Юджин вернулся домой лишь через несколько часов, и у Анджелы было вполне достаточно времени, чтобы обдумать свои действия. Веря безгранично в гениальность своего мужа, — чему способствовали и чужое мнение и ее собственная любовь к нему, — она могла думать лишь о том, чтобы излить на Юджина всю накопившуюся в ее душе желчь, излечить его от скверных наклонностей, пристыдить за его возмутительное прошлое, сделать так, чтобы он понял, как дурно он обошелся с ней и как должен об этом сожалеть. Ей хотелось, чтобы он раскаялся, глубоко раскаялся, чтобы он помучился; но она далеко не была уверена в том, что этого добьется. Он вечно парил в облаках, он так безразлично относился ко всему окружающему, он до такой степени был погружен в созерцание жизни, что трудно было заставить его думать о ней, Анджеле. Вот чего она ему не могла простить. У него были иные боги, которых он ставил выше ее, — богом было для него искусство, богом была природа, богом был человек как объект для живописи. Она не раз пеняла ему за последний год:
— Ты не любишь меня. Не любишь!
А он отвечал ей:
— Ты ошибаешься, я тебя люблю. Но пойми же, Ангелочек, я не могу целыми днями болтать с тобой. У меня есть моя работа, я должен развивать свое дарование. Я не могу все время целовать тебя.
— Ах, не в этом дело, не в этом дело! — горячо возражала она. — Просто ты меня не любишь так, как должен был бы любить. Видно, я тебе безразлична. Если бы ты любил меня, я бы это чувствовала.
— Зачем ты это говоришь, Анджела! — отвечал он. — И к чему все это? Странная ты женщина, как я посмотрю. Ну, прошу тебя, будь благоразумна. Попробуй смотреть на вещи немного философски. Не можем мы любезничать с утра до ночи.
— Любезничать! Вот как ты выражаешься! Вот как ты об этом думаешь! Словно это какая-то обязанность, которую ты должен выполнять! О, я ненавижу любовь! Ненавижу жизнь! Ненавижу философию! Лучше бы я умерла!
— Ради бога, Анджела, перестань! Я не выношу этого! Я не в силах терпеть эти сцены! В этом нет ни капли здравого смысла. Ты отлично знаешь, что я тебя люблю. Разве я этого не доказал? Зачем бы я иначе женился на тебе? Разве я обязан был жениться?
— Боже мой! Боже мой! — продолжала она рыдать, ломая руки. — Нет, ты совсем меня не любишь! Нисколько не любишь!

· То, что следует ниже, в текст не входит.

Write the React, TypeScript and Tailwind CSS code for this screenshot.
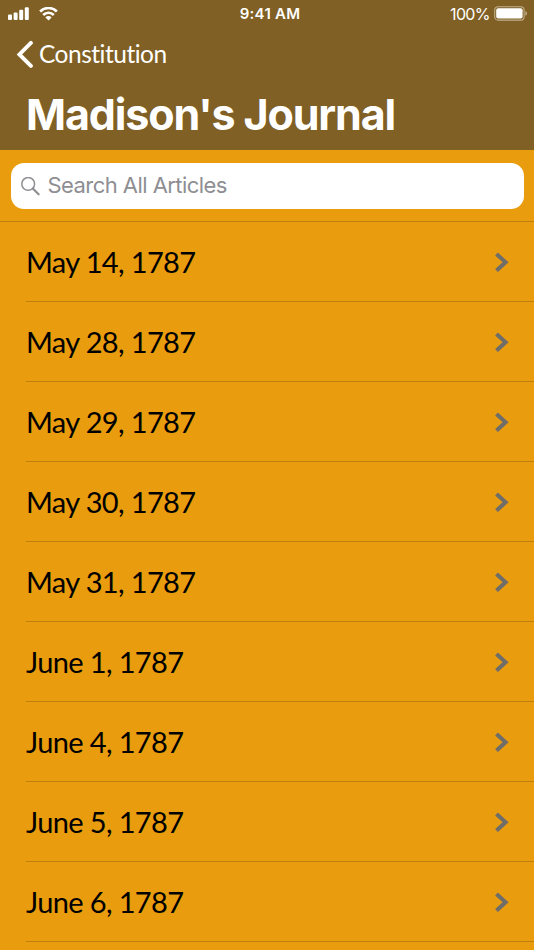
import React from 'react';

const entries = [
  'May 14, 1787',
  'May 28, 1787',
  'May 29, 1787',
  'May 30, 1787',
  'May 31, 1787',
  'June 1, 1787',
  'June 4, 1787',
  'June 5, 1787',
  'June 6, 1787',
];

export default function App() {
  return (
    <div className="w-[534px] h-[950px] overflow-hidden bg-[#e99c0d] flex flex-col">
      <header className="h-[150px] shrink-0 bg-[#806024] text-white">
        <StatusBar />
        <button className="flex items-center h-[54px] pl-4 gap-[5px]">
          <svg width="18" height="28" viewBox="0 0 18 28" fill="none" stroke="currentColor" strokeWidth="3.9" strokeLinecap="round" strokeLinejoin="miter">
            <path d="M14.9 2.9 3.4 14.4 14.9 25.9" />
          </svg>
          <span className="font-['Lato',sans-serif] text-[24.5px] leading-none tracking-[-0.5px]">Constitution</span>
        </button>
        <h1 className="pl-[26px] pt-[7px] font-['Inter',sans-serif] font-bold text-[43px] leading-[52px] tracking-[-1.12px] whitespace-nowrap">
          Madison's Journal
        </h1>
      </header>

      <SearchBar />

      <ul className="shrink-0">
        {entries.map((entry) => (
          <EntryRow key={entry} label={entry} />
        ))}
      </ul>
    </div>
  );
}

function StatusBar() {
  return (
    <div className="h-[27px] grid grid-cols-3 items-center pl-2 pr-[6px] font-['Inter',sans-serif]">
      <div className="flex items-center gap-[10px]">
        <svg width="21" height="14" viewBox="0 0 21 14" fill="currentColor">
          <rect x="0" y="7.4" width="4" height="5.6" rx="1" />
          <rect x="5.6" y="5.4" width="4" height="7.6" rx="1" />
          <rect x="11.2" y="2.8" width="4" height="10.2" rx="1" />
          <rect x="16.8" y="0.2" width="4" height="12.8" rx="1" />
        </svg>
        <svg width="19" height="14" viewBox="0 0 19 14" fill="none" stroke="currentColor" strokeWidth="2.6">
          <path d="M1.1 4.5a11.9 11.9 0 0 1 16.8 0" />
          <path d="M4.2 8a7.5 7.5 0 0 1 10.6 0" />
          <path d="M9.5 13.4 6.4 10.4a4.4 4.4 0 0 1 6.2 0Z" fill="currentColor" stroke="none" />
        </svg>
      </div>
      <span className="text-center text-[15px] leading-none font-semibold tracking-[0.25px] pl-1">9:41 AM</span>
      <div className="flex items-center justify-end gap-1">
        <span className="text-[16px] leading-none tracking-[-0.6px]">100%</span>
        <svg width="34" height="16" viewBox="0 0 34 16" fill="none">
          <rect x="0.7" y="0.7" width="29.4" height="13.4" rx="3.4" stroke="white" strokeOpacity="0.5" strokeWidth="1.1" />
          <rect x="2.2" y="2.2" width="26.4" height="10.4" rx="2" fill="white" />
          <path d="M31.4 5a2.6 2.6 0 0 1 0 4.8Z" fill="white" fillOpacity="0.5" />
        </svg>
      </div>
    </div>
  );
}

function SearchBar() {
  return (
    <div className="h-[72px] shrink-0 px-[10.5px] pt-[13px] border-b border-[#bf7f0c]">
      <div className="h-[46px] rounded-[13px] bg-white flex items-center pl-[10px] gap-[8px] text-[#8e8e93]">
        <svg width="19" height="19" viewBox="0 0 19 19" fill="none" stroke="currentColor">
          <circle cx="7.2" cy="6.9" r="6.4" strokeWidth="1.5" />
          <path d="m11.8 11.5 5.8 5.8" strokeWidth="2.2" strokeLinecap="round" />
        </svg>
        <span className="font-['Inter',sans-serif] text-[22px] leading-none tracking-[-0.55px] pb-[2px]">Search All Articles</span>
      </div>
    </div>
  );
}

function EntryRow({ label }: { label: string }) {
  return (
    <li className="ml-[26px] h-20 pr-[25px] flex items-center justify-between border-b border-[#bf7f0c]">
      <span className="font-['Lato',sans-serif] text-[29px] leading-none tracking-[-0.64px] text-black">{label}</span>
      <svg width="14" height="20" viewBox="0 0 14 20" fill="none" stroke="#6e6d69" strokeWidth="4">
        <path d="M1.5 2 10.6 10.3 1.5 18.6" />
      </svg>
    </li>
  );
}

Так оно теперь и пойдет — все хуже и хуже, все меньше и меньше любви, пока ты наконец и смотреть на меня не захочешь! Ты возненавидишь меня! О боже, боже!
Чувство, с которым она рисовала себе эту будущую беду, было понятно Юджину. В сущности, ее страх перед катастрофой, которая грозила опрокинуть утлую ладью ее счастья, был в достаточной мере обоснован. Вполне возможно, что его любви придет конец, тем более что и сейчас это не было любовью в истинном смысле слова, то есть страстным желанием духовной близости. Он, собственно, никогда не любил ее за ум или за душевную красоту. Теперь, размышляя над этим, он отдавал себе отчет, что между ними никогда не было того взаимопонимания, которое создается общностью взглядов и стремлений. Их близость зиждилась на чем-то подсознательном, на естественном влечении, идущем не от разума, не от духовного восприятия мира, а только от чувственности и желания, чисто физического желания — сильного, стихийного, неукротимого. И по какой-то причине он, как это ни странно, всегда испытывал к ней жалость. Она такая маленькая, она так мучается предчувствием несчастья, она так боится жизни и того, что жизнь может с нею сделать. Было бы жестоко разрушить все ее надежды и помыслы. Но вместе с тем ему было обидно, что он сам отдал себя в это рабство, сам подставил шею под это ярмо. Он мог бы гораздо лучше устроить свою жизнь. Он мог бы жениться на богатой женщине или на женщине с артистической душой, с философским складом ума вроде Кристины Чэннинг, которая была бы с ним спокойна и счастлива. Анджела никогда не будет с ним счастлива. И в самом деле, он не может восхищаться ею, носиться с нею так, как ей этого хочется. Даже в те минуты, когда Юджин старался успокоить ее, рассеять ее страхи, он внутренне соглашался с ней, что между ними далеко не все обстоит благополучно, и не переставал думать о том, насколько иначе могла бы сложиться его жизнь.